Thinking Like A Magician
Omne Quod Non Videt Est: All Things Are Not As They Seem
The thinking required to be a magician is fascinating because it is a two-part process: what I am doing and what you think I am doing.
The art in magic is in hiding the art. I speak of transforming real-world actions into what appears to be magical occurrences. Consider magic as two parts the art in magic (the trick itself) and the art of magic (the skill to perform); it's performance art, a performance of hiding in plain sight. Magic is devised to fool the minds of the spectators rather than their eyes. The hand is not quicker than the eye, but the eyes see a great many things of which the mind takes no notice. Those details which pass unnoticed are the extra ones that make the trick possible.
As a magician, you're working within the place between reality and fantasy. For example, sleight of hand, mechanical devices, and gimmicks (or some combination thereof) is the actuality of magic.
But knowing the mechanics of a card trick, for example, is only part of being a magician. In other words, someone creates a trick, many people perfect it, but its final success depends on the person who presents it.
Two layers of thinking are co-occurring when a magic trick is performed. What the audience sees and hears influences what they perceive to be an impossible reality while you're actively working to hide the plausible explanation from your audience.

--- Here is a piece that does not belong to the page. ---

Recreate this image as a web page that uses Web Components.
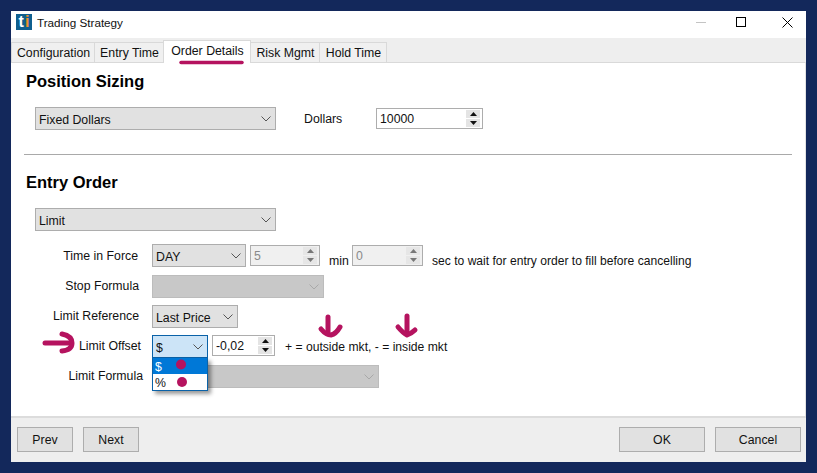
<!DOCTYPE html>
<html>
<head>
<meta charset="utf-8">
<title>Trading Strategy</title>
<style>
  html, body { margin: 0; height: 100%; }
  body {
    background: #13285b;
    padding: 11px;
    box-sizing: border-box;
    font: 12.3px "Liberation Sans", Arial, sans-serif;
    color: #111;
    overflow: hidden;
  }
</style>
</head>
<body>
<ts-window title="Trading Strategy">
  <ts-tabs slot="tabs" active="Order Details" tabs="Configuration,Entry Time,Order Details,Risk Mgmt,Hold Time"></ts-tabs>

  <ts-section heading="Position Sizing" style="--section-top: 8px; --content-top: 16px;">
    <div style="display:flex;align-items:center">
      <ts-combo width="241" value="Fixed Dollars"></ts-combo>
      <span style="margin-left:28px;width:72px">Dollars</span>
      <ts-spin width="107" value="10000"></ts-spin>
    </div>
  </ts-section>

  <ts-divider></ts-divider>

  <ts-section heading="Entry Order" style="--section-top: 17px; --content-top: 16px;">
    <ts-combo width="241" value="Limit"></ts-combo>
    <div style="height:13px"></div>
    <ts-row label="Time in Force" inset="14" style="margin-bottom:8px;--label-lift:0px">
      <ts-combo width="94" value="DAY"></ts-combo>
      <ts-spin width="70" value="5" disabled style="margin-left:4px"></ts-spin>
      <span style="margin:11px 0 0 9px;width:23px">min</span>
      <ts-spin width="71" value="0" disabled></ts-spin>
      <span style="margin:11px 0 0 9px;font-size:12.1px">sec to wait for entry order to fill before cancelling</span>
    </ts-row>
    <ts-row label="Stop Formula" inset="13" style="margin-bottom:7px">
      <ts-combo width="172" disabled></ts-combo>
    </ts-row>
    <ts-row label="Limit Reference" inset="13" style="margin-bottom:7px">
      <ts-combo width="86" value="Last Price"></ts-combo>
    </ts-row>
    <ts-row label="Limit Offset" inset="11" style="margin-bottom:7px">
      <ts-combo width="56" value="$" open options="$,%"></ts-combo>
      <ts-spin width="63" value="-0,02" style="margin-left:4px;align-self:flex-start"></ts-spin>
      <span style="margin-left:10px;font-size:12.15px">+ = outside mkt, - = inside mkt</span>
    </ts-row>
    <ts-row label="Limit Formula" inset="9">
      <ts-combo width="227" disabled></ts-combo>
    </ts-row>
  </ts-section>

  <ts-button slot="left" width="56">Prev</ts-button>
  <ts-button slot="left" width="56">Next</ts-button>
  <ts-button slot="right" width="86">OK</ts-button>
  <ts-button slot="right" width="86">Cancel</ts-button>

  <!-- magenta marks someone drew over the screenshot -->
  <svg slot="marks" width="795" height="451" viewBox="11 11 795 451" fill="none" stroke="#b5135f" stroke-linecap="round" stroke-linejoin="round">
    <path d="M181 62.5H242" stroke-width="3.5"/>
    <path d="M45 343H70" stroke-width="5"/>
    <path d="M62 334Q72 336 72 343Q72 350 62 351" stroke-width="5"/>
    <path d="M328 317V333" stroke-width="5"/>
    <path d="M321 329Q326 335 331 335Q336 334 340 327" stroke-width="5"/>
    <path d="M407 316V332" stroke-width="5"/>
    <path d="M398 327Q403 333 407 335Q412 333 415 330" stroke-width="5"/>
    <circle cx="181" cy="364.5" r="5" fill="#b5135f" stroke="none"/>
    <circle cx="182" cy="382" r="5" fill="#b5135f" stroke="none"/>
  </svg>
</ts-window>

<script>
const chevron = (color) => `<svg width="10" height="6" viewBox="0 0 10 6" fill="none" stroke="${color}" stroke-width="1"><path d="M.5 .5L5 5L9.5 .5"/></svg>`;

class TsWindow extends HTMLElement {
  constructor() {
    super();
    this.attachShadow({ mode: 'open' });
  }

  connectedCallback() {
    this.shadowRoot.innerHTML = `
      <style>
        :host {
          display: flex;
          flex-direction: column;
          position: relative;
          width: 795px;
          height: 451px;
          background: #fff;
        }
        .titlebar {
          display: flex;
          align-items: center;
          box-sizing: border-box;
          height: 27px;
          flex: none;
          padding: 0 0 5px 5px;
        }
        .logo {
          display: flex;
          justify-content: center;
          gap: 1px;
          width: 16px;
          height: 16px;
          background: #0f5f8f;
          font: bold 16px/16px "Liberation Sans", sans-serif;
          color: #fff;
        }
        .logo b { color: #f0932b; }
        .title { margin-left: 5px; font-size: 11.7px; }
        .controls { margin-left: auto; display: flex; align-items: center; }
        .controls svg { display: block; }
        .panel {
          flex: 1;
          min-height: 0;
          border-top: 1px solid #d9d9d9;
          border-right: 1px solid #e3e3e3;
          padding: 0 13px 0 13px;
        }
        .footer {
          display: flex;
          justify-content: space-between;
          flex: none;
          height: 46px;
          box-sizing: border-box;
          border-top: 2px solid #dcdcdc;
          background: #eee;
          padding: 9px 5px 0 6px;
        }
        .group { display: flex; gap: 10px; }
        .marks { position: absolute; left: 0; top: 0; z-index: 5; pointer-events: none; }
      </style>
      <div class="titlebar">
        <div class="logo"><span>t</span><b>i</b></div>
        <span class="title">${this.getAttribute('title')}</span>
        <div class="controls">
          <svg width="10" height="1" style="margin-right:30px"><rect width="10" height="1" fill="#c4c4c4"/></svg>
          <svg width="10" height="10" style="margin-right:36px"><rect x=".5" y=".5" width="9" height="9" fill="none" stroke="#000"/></svg>
          <svg width="11" height="11" style="margin-right:13px"><path d="M.5 .5L10.5 10.5M10.5 .5L.5 10.5" stroke="#000" fill="none"/></svg>
        </div>
      </div>
      <slot name="tabs"></slot>
      <div class="panel"><slot></slot></div>
      <div class="footer">
        <div class="group"><slot name="left"></slot></div>
        <div class="group"><slot name="right"></slot></div>
      </div>
      <div class="marks"><slot name="marks"></slot></div>
    `;
  }
}

class TsTabs extends HTMLElement {
  constructor() {
    super();
    this.attachShadow({ mode: 'open' });
  }

  connectedCallback() {
    const widths = { 'Configuration': 84, 'Entry Time': 70, 'Order Details': 88, 'Risk Mgmt': 70, 'Hold Time': 68 };
    const active = this.getAttribute('active');
    const tabs = this.getAttribute('tabs').split(',').map((t) =>
      `<div class="tab ${t === active ? 'on' : ''}" style="width:${widths[t]}px">${t}</div>`).join('');
    this.shadowRoot.innerHTML = `
      <style>
        :host {
          display: flex;
          align-items: flex-end;
          height: 24px;
          flex: none;
          background: #eee;
          padding-left: 1px;
        }
        .tab {
          box-sizing: border-box;
          height: 20px;
          line-height: 20px;
          padding-left: 1px;
          text-align: center;
          background: #f0f0f0;
          border: 1px solid #d9d9d9;
          border-bottom: 0;
          margin-left: -1px;
          white-space: nowrap;
        }
        .tab:first-child { margin-left: 0; }
        .on {
          height: 23px;
          line-height: 21px;
          background: #fff;
          position: relative;
          top: 1px;
          z-index: 1;
          margin-top: -3px;
        }
      </style>
      ${tabs}
    `;
  }
}

class TsSection extends HTMLElement {
  constructor() {
    super();
    this.attachShadow({ mode: 'open' });
  }

  connectedCallback() {
    this.shadowRoot.innerHTML = `
      <style>
        :host { display: block; padding: var(--section-top, 0) 0 0 0; }
        h2 {
          margin: 0 0 var(--content-top, 16px) 2px;
          font: bold 16.5px/20px "Liberation Sans", sans-serif;
          color: #000;
        }
        .body { padding-left: 11px; }
      </style>
      <h2>${this.getAttribute('heading')}</h2>
      <div class="body"><slot></slot></div>
    `;
  }
}

class TsDivider extends HTMLElement {
  constructor() {
    super();
    this.attachShadow({ mode: 'open' }).innerHTML = `
      <style>
        :host { display: block; margin: 24px 0 0 0; height: 1px; background: #a9a9a9; width: 768px; }
      </style>
    `;
  }
}

class TsRow extends HTMLElement {
  constructor() {
    super();
    this.attachShadow({ mode: 'open' });
  }

  connectedCallback() {
    this.shadowRoot.innerHTML = `
      <style>
        :host { display: flex; align-items: center; height: 23px; }
        .label {
          width: 117px;
          flex: none;
          box-sizing: border-box;
          text-align: right;
          padding-right: ${this.getAttribute('inset')}px;
          padding-bottom: var(--label-lift, 2px);
        }
        .fields { display: flex; align-items: center; }
      </style>
      <div class="label">${this.getAttribute('label')}</div>
      <div class="fields"><slot></slot></div>
    `;
  }
}

class TsCombo extends HTMLElement {
  constructor() {
    super();
    this.attachShadow({ mode: 'open' });
  }

  connectedCallback() {
    const disabled = this.hasAttribute('disabled');
    const open = this.hasAttribute('open');
    const value = this.getAttribute('value') || '';
    const options = (this.getAttribute('options') || '').split(',').filter(Boolean);
    const menu = open ? `<div class="menu">${options.map((o) =>
      `<div class="opt ${o === value ? 'sel' : ''}">${o}</div>`).join('')}</div>` : '';
    this.shadowRoot.innerHTML = `
      <style>
        :host {
          display: block;
          position: relative;
          flex: none;
          width: ${this.getAttribute('width')}px;
          height: 23px;
        }
        .box {
          display: flex;
          align-items: center;
          justify-content: space-between;
          box-sizing: border-box;
          height: 100%;
          padding: 0 4px 0 3px;
          border: 1px solid #adadad;
          background: #e1e1e1;
          color: #111;
        }
        .box span { padding-top: 3px; }
        :host([disabled]) .box { background: #c8c8c8; border-color: #bcbcbc; }
        :host([open]) .box { border-color: #0a62a8; background: #cce4f7; }
        svg { display: block; margin-right: 0; }
        .menu {
          position: absolute;
          left: 0;
          top: 23px;
          z-index: 2;
          width: 56px;
          box-sizing: border-box;
          border: 1px solid #0a62a8;
          border-top: 0;
          background: #fff;
          box-shadow: 3px 3px 4px rgba(0, 0, 0, .4);
        }
        .opt { height: 16px; line-height: 18px; padding-left: 2px; }
        .sel { background: #0078d7; color: #fff; }
      </style>
      <div class="box"><span>${value}</span>${chevron(disabled ? '#a8a8a8' : '#555')}</div>
      ${menu}
    `;
  }
}

class TsSpin extends HTMLElement {
  constructor() {
    super();
    this.attachShadow({ mode: 'open' });
  }

  connectedCallback() {
    this.shadowRoot.innerHTML = `
      <style>
        :host {
          display: flex;
          align-items: center;
          flex: none;
          box-sizing: border-box;
          width: ${this.getAttribute('width')}px;
          height: 21px;
          border: 1px solid #adadad;
          padding: 1px 1px 1px 3px;
          background: #fff;
          color: #111;
        }
        :host([disabled]) { background: #f0f0f0; color: #8a8a8a; }
        span { flex: 1; }
        .btns { display: flex; flex-direction: column; gap: 1px; width: 14px; height: 100%; margin-right: 1px; }
        .btn {
          flex: 1;
          display: flex;
          align-items: center;
          justify-content: center;
          background: #e4e4e4;
        }
        :host([disabled]) .btn { background: #e6e6e6; }
        svg { display: block; fill: #111; }
        :host([disabled]) svg { fill: #777; }
      </style>
      <span>${this.getAttribute('value')}</span>
      <div class="btns">
        <div class="btn"><svg width="7" height="4"><path d="M3.5 0L7 4H0z"/></svg></div>
        <div class="btn"><svg width="7" height="4"><path d="M0 0H7L3.5 4z"/></svg></div>
      </div>
    `;
  }
}

class TsButton extends HTMLElement {
  constructor() {
    super();
    this.attachShadow({ mode: 'open' });
  }

  connectedCallback() {
    this.shadowRoot.innerHTML = `
      <style>
        :host {
          display: flex;
          align-items: center;
          justify-content: center;
          box-sizing: border-box;
          width: ${this.getAttribute('width')}px;
          height: 25px;
          border: 1px solid #adadad;
          background: #e1e1e1;
          color: #111;
        }
      </style>
      <slot></slot>
    `;
  }
}

customElements.define('ts-window', TsWindow);
customElements.define('ts-tabs', TsTabs);
customElements.define('ts-section', TsSection);
customElements.define('ts-divider', TsDivider);
customElements.define('ts-row', TsRow);
customElements.define('ts-combo', TsCombo);
customElements.define('ts-spin', TsSpin);
customElements.define('ts-button', TsButton);
</script>
</body>
</html>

Be careful, too, that your actions and words do not betray what the audience experiences. Magic is deceptive, but that's also its upfront promise.
The audience must also never see through to the inner workings of what's hidden from them. They know you're sneaky, but if they actually suspect something specifically sneaky just happened, then you've failed at performing the mystery. When you try to do secret things in front of people, you can easily and accidentally give yourself away.
Magic is the presentation of a pretended miracle, and the magician's goal is to execute a clear portrayal of magical circumstances experienced by an audience visually, mentally, and emotionally.
Great things happen when you curate the psychology of deception with the mechanics of an apparatus... this multi-tasking mindset of magical thinking happening in concert by a charming person leading the way with a twinkle in the eye and a smile in the voice. That makes for delightful and memorable entertainment.